The enemies who catch her are up close and personal. They grab her. They hold her. You need to hit a sequence of buttons at the right time to escape their grasp and you often can’t. This Lara is more scared than skilled, more desperate and in difficulty than on top of the situation. I did wonder for awhile why the hell I needed to press left and right in quick succession to evade a crazy psycho, but the answer is this: because it’s effing hard for her to escape.

This is how the story works for games: is it difficult for Lara? The player will struggle. Are stealth and skill needed? You get ten opponents and alarms everywhere.

Literature is more subtle. You don’t have to kill ten opponents to prove stealth. One or two are enough. Four are numerous. I will disbelieve you at ten.
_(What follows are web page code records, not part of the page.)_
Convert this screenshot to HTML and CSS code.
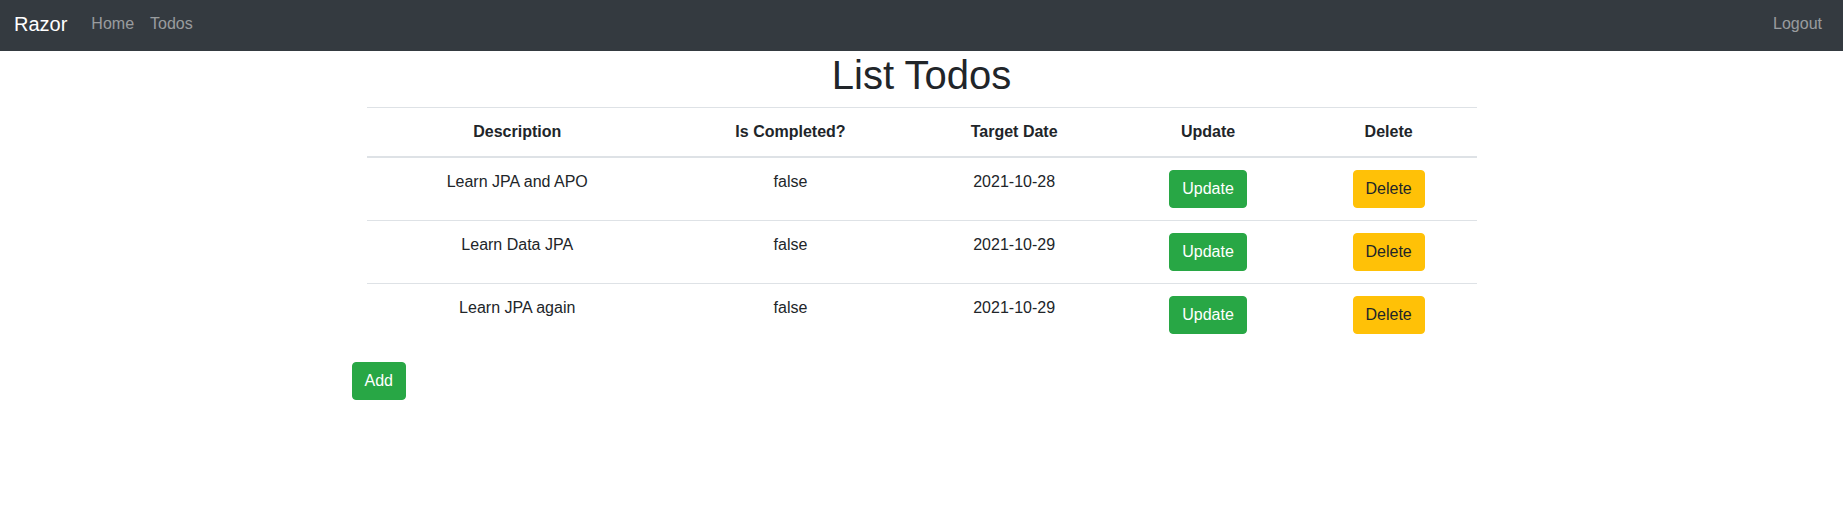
FILE: index.html
```html
<!DOCTYPE html>
<html lang="en">
<head>
<meta charset="utf-8">
<title>List Todos</title>
<link rel="stylesheet" href="styles.css">
</head>
<body>
<nav class="navbar">
  <a class="brand" href="#">Razor</a>
  <ul class="nav">
    <li><a class="nav-link" href="#">Home</a></li>
    <li><a class="nav-link" href="#">Todos</a></li>
  </ul>
  <ul class="nav nav-right">
    <li><a class="nav-link" href="#">Logout</a></li>
  </ul>
</nav>
<div class="container">
  <div class="inner">
    <h1 class="title">List Todos</h1>
    <table class="table">
      <thead>
        <tr>
          <th>Description</th>
          <th>Is Completed?</th>
          <th>Target Date</th>
          <th>Update</th>
          <th>Delete</th>
        </tr>
      </thead>
      <tbody>
        <tr>
          <td>Learn JPA and APO</td>
          <td>false</td>
          <td>2021-10-28</td>
          <td><a class="btn btn-success" href="#">Update</a></td>
          <td><a class="btn btn-warning" href="#">Delete</a></td>
        </tr>
        <tr>
          <td>Learn Data JPA</td>
          <td>false</td>
          <td>2021-10-29</td>
          <td><a class="btn btn-success" href="#">Update</a></td>
          <td><a class="btn btn-warning" href="#">Delete</a></td>
        </tr>
        <tr>
          <td>Learn JPA again</td>
          <td>false</td>
          <td>2021-10-29</td>
          <td><a class="btn btn-success" href="#">Update</a></td>
          <td><a class="btn btn-warning" href="#">Delete</a></td>
        </tr>
      </tbody>
    </table>
  </div>
  <a class="btn btn-success" href="#">Add</a>
</div>
</body>
</html>
```

FILE: styles.css
```css
* { box-sizing: border-box; }
html, body { margin: 0; }
body {
  font-family: "Liberation Sans", Arial, sans-serif;
  font-size: 16px;
  line-height: 1.5;
  color: #212529;
  background: #fff;
}
a { text-decoration: none; }

.navbar {
  display: flex;
  align-items: center;
  height: 51px;
  padding: 0 13px 3px 14px;
  background: #343a40;
}
.brand {
  color: #fff;
  font-size: 20px;
  line-height: 30px;
  margin-right: 16px;
}
.nav {
  display: flex;
  list-style: none;
  margin: 0;
  padding: 0;
}
.nav-right { margin-left: auto; }
.nav-link {
  display: block;
  padding: 8px;
  color: rgba(255,255,255,.5);
}

.container {
  width: 1140px;
  margin: 0 auto;
}
.inner { padding: 0 15px; }
.title {
  margin: 0 0 8px 0;
  font-size: 40px;
  font-weight: 500;
  line-height: 1.2;
  text-align: center;
}
.table {
  width: 100%;
  border-collapse: collapse;
  margin-bottom: 16px;
  text-align: center;
}
.table th, .table td {
  padding: 12px;
  vertical-align: top;
  border-top: 1px solid #dee2e6;
}
.table thead th {
  vertical-align: bottom;
  border-bottom: 2px solid #dee2e6;
  font-weight: 700;
}
.btn {
  display: inline-block;
  padding: 6px 12px;
  font-size: 16px;
  line-height: 1.5;
  border: 1px solid transparent;
  border-radius: 4px;
  text-align: center;
}
.btn-success { background: #28a745; border-color: #28a745; color: #fff; }
.btn-warning { background: #ffc107; border-color: #ffc107; color: #212529; }
```
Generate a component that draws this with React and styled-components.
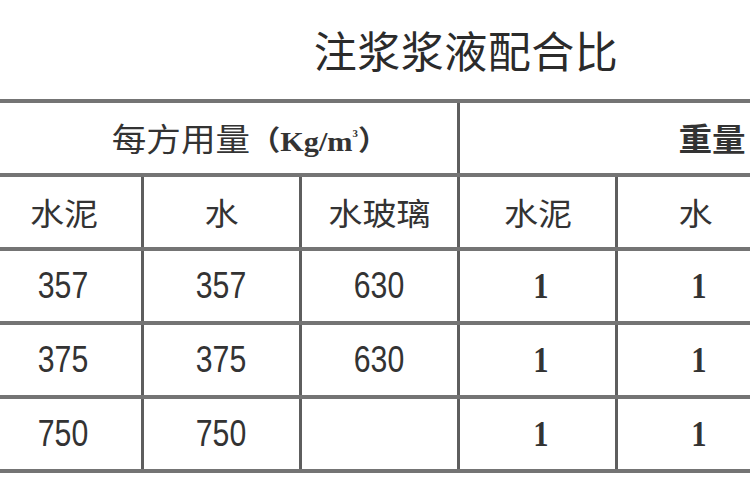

Explosions don’t affect us much, because it isn’t the idea of an explosion that really makes an impact on us: it’s the sound of it, the light, the way things fly all over and are destroyed. You need to describe that.

Video games are explicit. They need to hit you over the head with a hammer to get a point across. Literature is subtle and relies on small things, on details and observations.

Here’s how it can be done. Lara against opponents who don’t catch her:

My knee scraped against the ground as I fell, but I couldn’t scream. They would hear me, and then they would kill me. I hurt all over, but I needed to find a way out, so I searched for something, anything, a rope, a surface I could climb on, but seconds ticked away and they got closer and closer…

Lara caught:

She felt his hands running across her body as he whispered words in Russian that she couldn’t understand. Lara had no idea whether he meant to kill her or rape her, she wanted to curl up into a ball and cry either way, but that wasn’t an option…

If you want to transition, you need to switch modes of expression. What can literature do that video games can’t do (as easily)? References, thoughts, impressions, feelings, moods. It comes down to learning what your medium can do, what has been done so far and how. Which is why writers need to read books.

(But you can pick up stuff from other mediums as well, of course. And as for video games, I really recommend that people should play some. You might eventually realize that they Aren’t Your Thing, but they are an experience of their own, no? A whole new type of telling stories.)